I know that the loss of human contact in our culture is not the fault of the ebook, and I have no problem with it’s existence, I just worry about it’s effect. George, Jenna, does this worry you at all? What do you think, everyone, am I just ridiculous to want a physical thing that can be asked about and then set aside? Is there a way to share ebooks? Do you ever regret having too many choices?

Saturday, December 1, 2012


Tomorrow is the beginning of the new liturgical year; yesterday was the feast of St. Andrew, the end of the old season. I love St. Andrew’s eve, but tend to forget him on his day; the eve is full of mystery and hints of the future, the day is a reminder that all things pass away.

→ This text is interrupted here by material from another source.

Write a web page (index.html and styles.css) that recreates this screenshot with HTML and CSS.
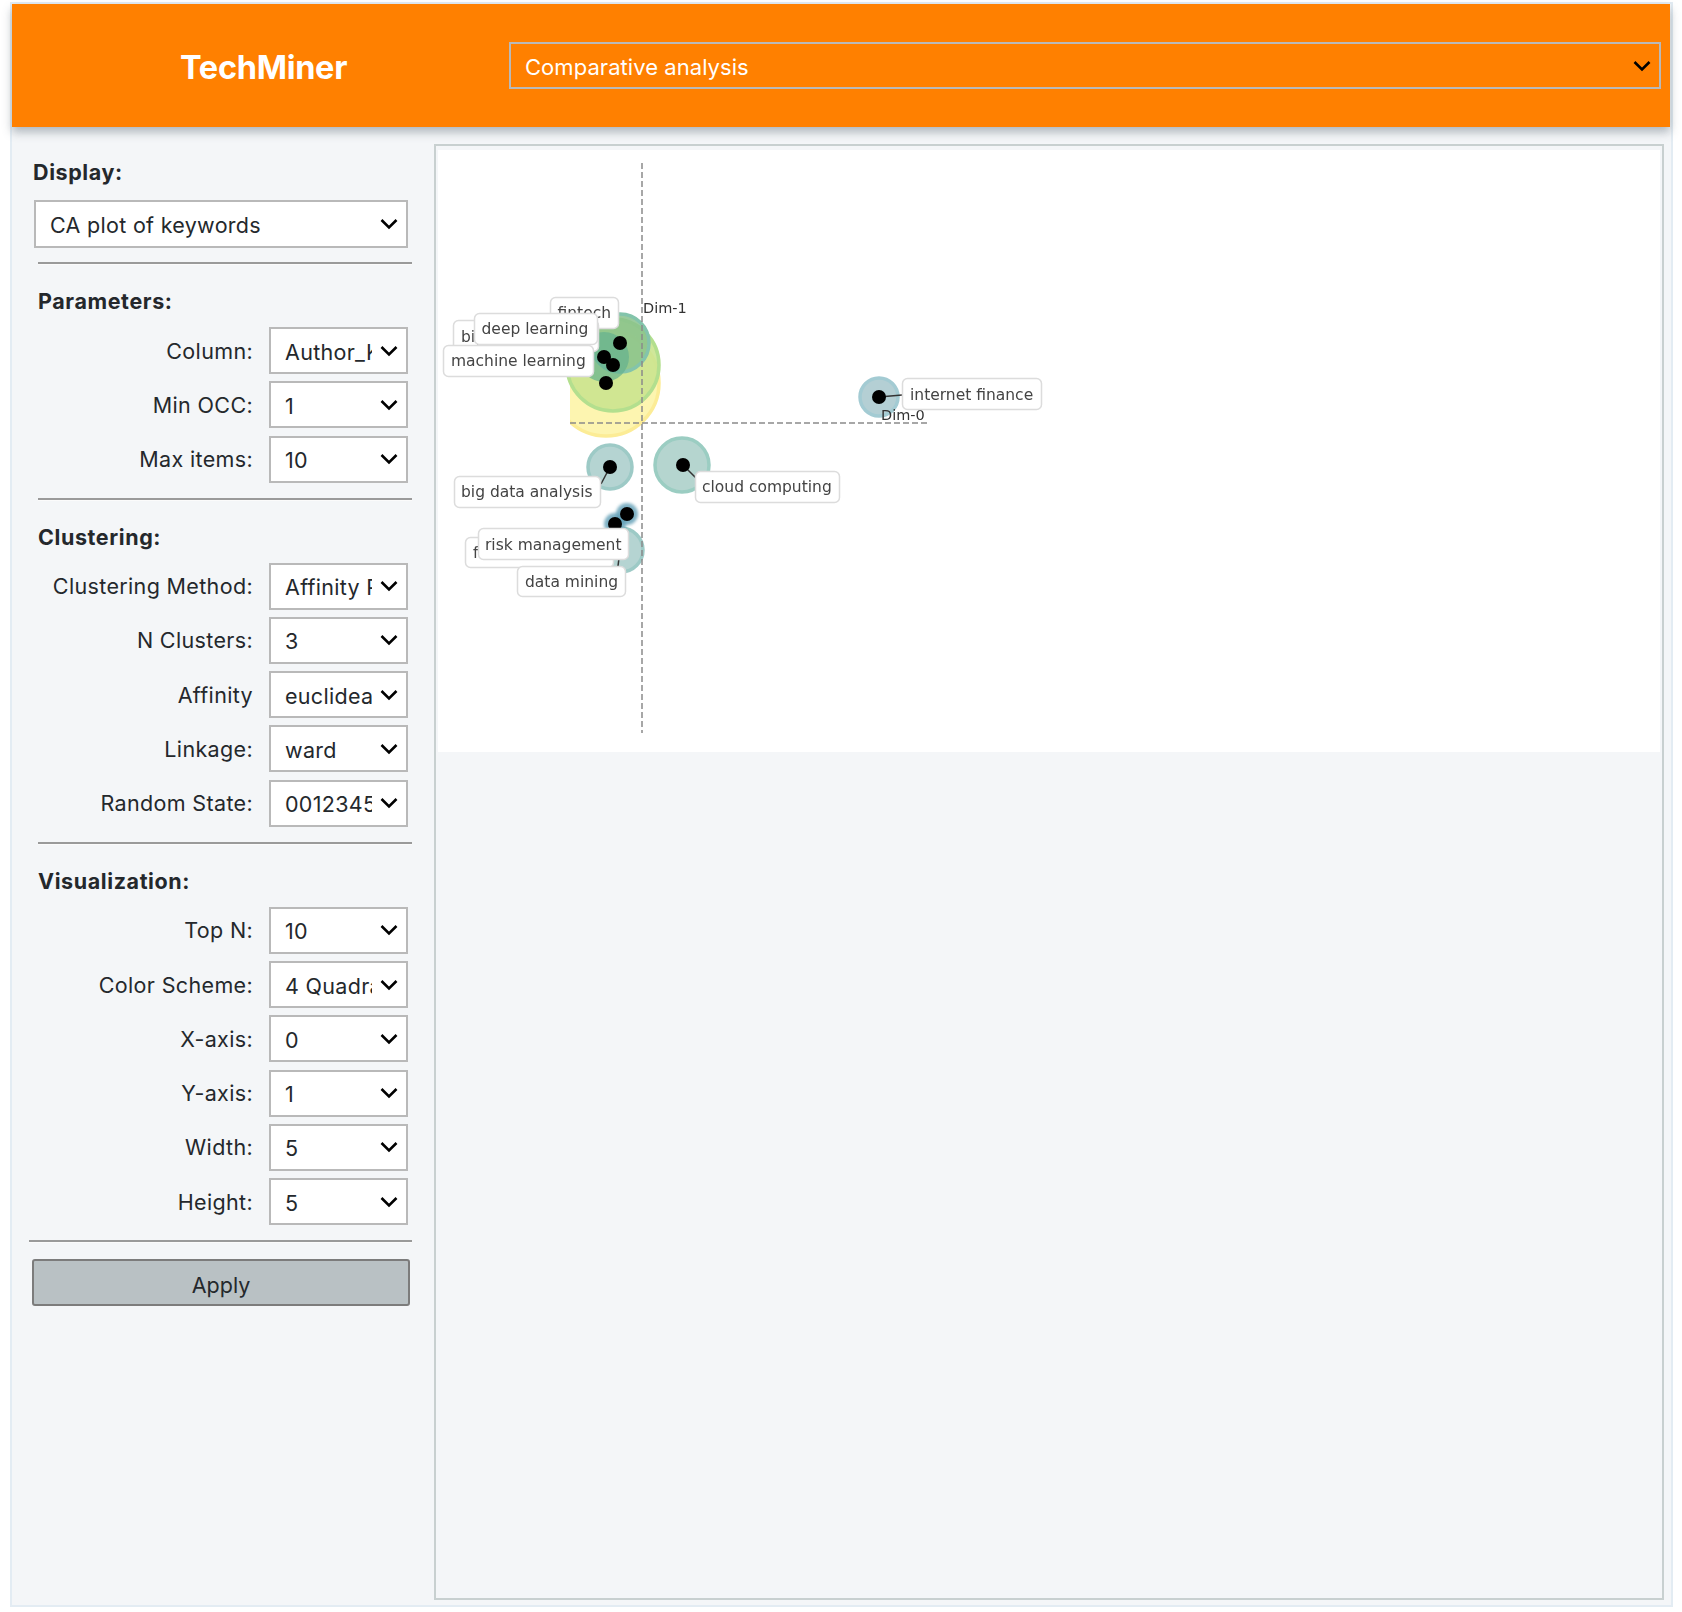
FILE: index.html
```html
<!DOCTYPE html>
<html lang="en">
<head>
  <meta charset="UTF-8" />
  <title>TechMiner</title>
  <link rel="stylesheet" href="styles.css">
</head>
<body>
  <div class="frame">
    <header class="topbar">
      <div class="brand">TechMiner</div>
      <select class="app-select">
        <option>Comparative analysis</option>
      </select>
    </header>

    <div class="content">
      <aside class="sidebar">
        <div class="display-label">Display:</div>
        <select class="display-select">
          <option>CA plot of keywords</option>
        </select>
        <hr class="rule" />

        <div class="section-title">Parameters:</div>
        <div class="fields">
          <label class="field"><span>Column:</span><select><option>Author_Keywords</option></select></label>
          <label class="field"><span>Min OCC:</span><select><option>1</option></select></label>
          <label class="field"><span>Max items:</span><select><option>10</option></select></label>
        </div>
        <hr class="rule" />

        <div class="section-title">Clustering:</div>
        <div class="fields">
          <label class="field"><span>Clustering Method:</span><select><option>Affinity Propagation</option></select></label>
          <label class="field"><span>N Clusters:</span><select><option>3</option></select></label>
          <label class="field"><span>Affinity</span><select><option>euclidean</option></select></label>
          <label class="field"><span>Linkage:</span><select><option>ward</option></select></label>
          <label class="field"><span>Random State:</span><select><option>0012345678</option></select></label>
        </div>
        <hr class="rule" />

        <div class="section-title">Visualization:</div>
        <div class="fields">
          <label class="field"><span>Top N:</span><select><option>10</option></select></label>
          <label class="field"><span>Color Scheme:</span><select><option>4 Quadrants</option></select></label>
          <label class="field"><span>X-axis:</span><select><option>0</option></select></label>
          <label class="field"><span>Y-axis:</span><select><option>1</option></select></label>
          <label class="field"><span>Width:</span><select><option>5</option></select></label>
          <label class="field"><span>Height:</span><select><option>5</option></select></label>
        </div>
        <hr class="rule rule-wide" />

        <button class="apply">Apply</button>
      </aside>

      <main class="output">
        <div class="plot">
          <!-- viewBox is the page area of the plot, so coordinates read like the picture -->
          <svg class="plot-svg" viewBox="438 150 1222 602" width="1222" height="602">
            <defs>
              <clipPath id="axes"><rect x="570" y="150" width="1090" height="602" /></clipPath>
            </defs>

            <g clip-path="url(#axes)">
              <circle cx="606" cy="383" r="53" fill="#fdf5b0" stroke="#fcec96" stroke-width="3.5" />
            </g>
            <circle cx="613" cy="365" r="46" fill="#cbe48f" fill-opacity="0.9" stroke="#b3df8e" stroke-width="3.5" />
            <circle cx="620" cy="343" r="29" fill="#88c28c" fill-opacity="0.85" stroke="#83c4ab" stroke-width="3.5" />
            <circle cx="604" cy="357" r="25" fill="#64b08e" fill-opacity="0.7" />

            <circle cx="682" cy="465" r="27" fill="#b5d5cf" stroke="#9bcdc2" stroke-width="3.5" />
            <circle cx="879" cy="397" r="19" fill="#b4cfd4" stroke="#a3cbd3" stroke-width="3.5" />
            <circle cx="610" cy="467" r="22" fill="#b5d4d2" stroke="#9dcac6" stroke-width="3.5" />
            <circle cx="621" cy="550" r="22" fill="#b5d4d2" stroke="#9dcac6" stroke-width="3.5" />
            <circle class="halo" cx="627" cy="514" r="11" />
            <circle class="halo" cx="615" cy="524" r="11" />

            <g class="axis">
              <line x1="642" y1="163" x2="642" y2="733" />
              <line x1="570" y1="423" x2="927" y2="423" />
            </g>

            <g class="leaders">
              <line x1="610" y1="467" x2="601" y2="484" />
              <line x1="683" y1="465" x2="697" y2="479" />
              <line x1="879" y1="397" x2="902" y2="395" />
              <line x1="620" y1="550" x2="618" y2="566" />
            </g>

            <g class="dots">
              <circle cx="620" cy="343" r="7" />
              <circle cx="604" cy="357" r="7" />
              <circle cx="613" cy="365" r="7" />
              <circle cx="606" cy="383" r="7" />
              <circle cx="610" cy="467" r="7" />
              <circle cx="683" cy="465" r="7" />
              <circle cx="879" cy="397" r="7" />
              <circle cx="627" cy="514" r="7" />
              <circle cx="615" cy="524" r="7" />
            </g>

            <text class="dim" x="643" y="313">Dim-1</text>
            <text class="dim" x="881" y="420">Dim-0</text>

            <g class="tag"><rect x="550.5" y="297.5" width="68" height="31" rx="5" /><text x="557.5" y="318">fintech</text></g>
            <g class="tag"><rect x="453.5" y="320.5" width="145" height="31" rx="5" /><text x="461" y="342">big data</text></g>
            <g class="tag"><rect x="474.5" y="313.5" width="123" height="31" rx="5" /><text x="481.5" y="334">deep learning</text></g>
            <g class="tag"><rect x="443.5" y="345.5" width="150" height="31" rx="5" /><text x="451" y="366">machine learning</text></g>
            <g class="tag"><rect x="902.5" y="378.5" width="139" height="31" rx="5" /><text x="910" y="400">internet finance</text></g>
            <g class="tag"><rect x="695.5" y="471.5" width="144" height="31" rx="5" /><text x="702" y="492">cloud computing</text></g>
            <g class="tag"><rect x="454.5" y="476.5" width="146" height="31" rx="5" /><text x="461" y="497">big data analysis</text></g>
            <g class="tag"><rect x="465.5" y="537.5" width="148" height="30" rx="5" /><text x="473" y="558">financial</text></g>
            <g class="tag"><rect x="478.5" y="528.5" width="150" height="31" rx="5" /><text x="485" y="550">risk management</text></g>
            <g class="tag"><rect x="517.5" y="566.5" width="108" height="30" rx="5" /><text x="525" y="587">data mining</text></g>
          </svg>
        </div>
      </main>
    </div>
  </div>
</body>
</html>
```

FILE: styles.css
```css
* {
  box-sizing: border-box;
}

body {
  margin: 0;
  background: #fff;
  font-family: Inter, "Liberation Sans", sans-serif;
  color: #24282c;
}

.frame {
  width: 1663px;
  height: 1605px;
  margin: 2px 0 0 10px;
  border: 2px solid #e3ecf3;
  background: #f4f6f8;
  display: flex;
  flex-direction: column;
}

.topbar {
  height: 123px;
  flex-shrink: 0;
  background: #ff8000;
  box-shadow: 0 5px 9px rgba(90, 105, 115, 0.45);
  display: flex;
  align-items: center;
  position: relative;
  margin-right: 1px;
  padding-left: 168px;
  padding-right: 9px;
}

.brand {
  width: 329px;
  margin-top: 3px;
  color: #fff;
  font-size: 32.5px;
  font-weight: 700;
  letter-spacing: -0.3px;
}

select {
  appearance: none;
  -webkit-appearance: none;
  border: 2px solid #b9b9b9;
  border-radius: 0;
  background-color: #fff;
  background-image: url("data:image/svg+xml,%3Csvg xmlns='http://www.w3.org/2000/svg' width='18' height='12' viewBox='0 0 18 12'%3E%3Cpath d='M1.5 2 L9 9.5 L16.5 2' fill='none' stroke='%23000' stroke-width='2.6'/%3E%3C/svg%3E");
  background-repeat: no-repeat;
  background-position: right 8px center;
  font-family: inherit;
  font-size: 21.5px;
  color: #24282c;
  letter-spacing: 0.3px;
  padding: 2px 34px 0 14px;
  outline: none;
}

.app-select {
  flex: 1;
  height: 47px;
  background-color: transparent;
  color: #fff;
  font-size: 22px;
  letter-spacing: 0.05px;
}

.content {
  flex: 1;
  display: flex;
  min-height: 0;
}

.sidebar {
  width: 422px;
  flex-shrink: 0;
  padding: 33px 0 0 22px;
}

.display-label {
  height: 25px;
  line-height: 25px;
  font-size: 21.5px;
  font-weight: 700;
  letter-spacing: 0.6px;
  margin-left: -1px;
}

.display-select {
  display: block;
  width: 374px;
  height: 48px;
  margin-top: 15px;
}

.rule {
  width: 374px;
  height: 3px;
  margin: 14px 0 0 4px;
  border: 0;
  border-top: 2px solid #9a9a9a;
  background: #fbfbfb;
}

.fields + .rule {
  margin-top: 15px;
}

.rule-wide {
  width: 383px;
  margin-left: -5px;
}

.section-title {
  height: 25px;
  line-height: 25px;
  margin: 24px 0 13px 4px;
  font-size: 21.5px;
  font-weight: 700;
  letter-spacing: 0.6px;
}

.fields {
  display: flex;
  flex-direction: column;
  gap: 7.3px;
}

.field {
  display: flex;
  align-items: center;
  justify-content: flex-end;
  width: 374px;
  height: 47px;
  font-size: 21.5px;
  letter-spacing: 0.35px;
}

.field span {
  margin-right: 16px;
}

.field select {
  width: 139px;
  height: 47px;
}

.apply {
  display: block;
  width: 378px;
  height: 47px;
  margin: 16px 0 0 -2px;
  border: 2px solid #7c7c7c;
  border-radius: 3px;
  background: #b9c1c4;
  font-family: inherit;
  font-size: 21.5px;
  color: #24282c;
  padding: 4px 0 0;
}

.output {
  width: 1230px;
  height: 1456px;
  margin-top: 17px;
  border: 2px solid #c8d0d0;
  padding: 4px 2px 0;
}

.plot {
  background: #fff;
  height: 602px;
}

.plot-svg {
  display: block;
  filter: blur(0.6px);
}

.halo {
  fill: #5f9db5;
  fill-opacity: 0.8;
  filter: blur(1.5px);
}

.axis line {
  stroke: #8a8a8a;
  stroke-width: 1.5;
  stroke-dasharray: 6 3;
}

.leaders line {
  stroke: #333;
  stroke-width: 1.5;
}

.dots circle {
  fill: #000;
}

.dim {
  font-family: "DejaVu Sans", sans-serif;
  font-size: 14.5px;
  fill: #333;
}

.tag rect {
  fill: #fff;
  stroke: #dcdcdc;
  stroke-width: 1.5;
}

.tag text {
  font-family: "DejaVu Sans", sans-serif;
  font-size: 15.5px;
  fill: #444;
}
```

On the eve of St. Andrew (Andrzejki) tradition calls for dripping wax into a bowl of water by moonlight and reading the shapes to find out what will be. Dreams are important on St. Andrew’s as well, and I’m grateful to have had good ones this year, it gives me a good feeling for the coming year. My dreams have been rambling and uncertain in November, they leave me unrested and unprepared for dawn; but Saint Andrew’s eve brought hope and peace.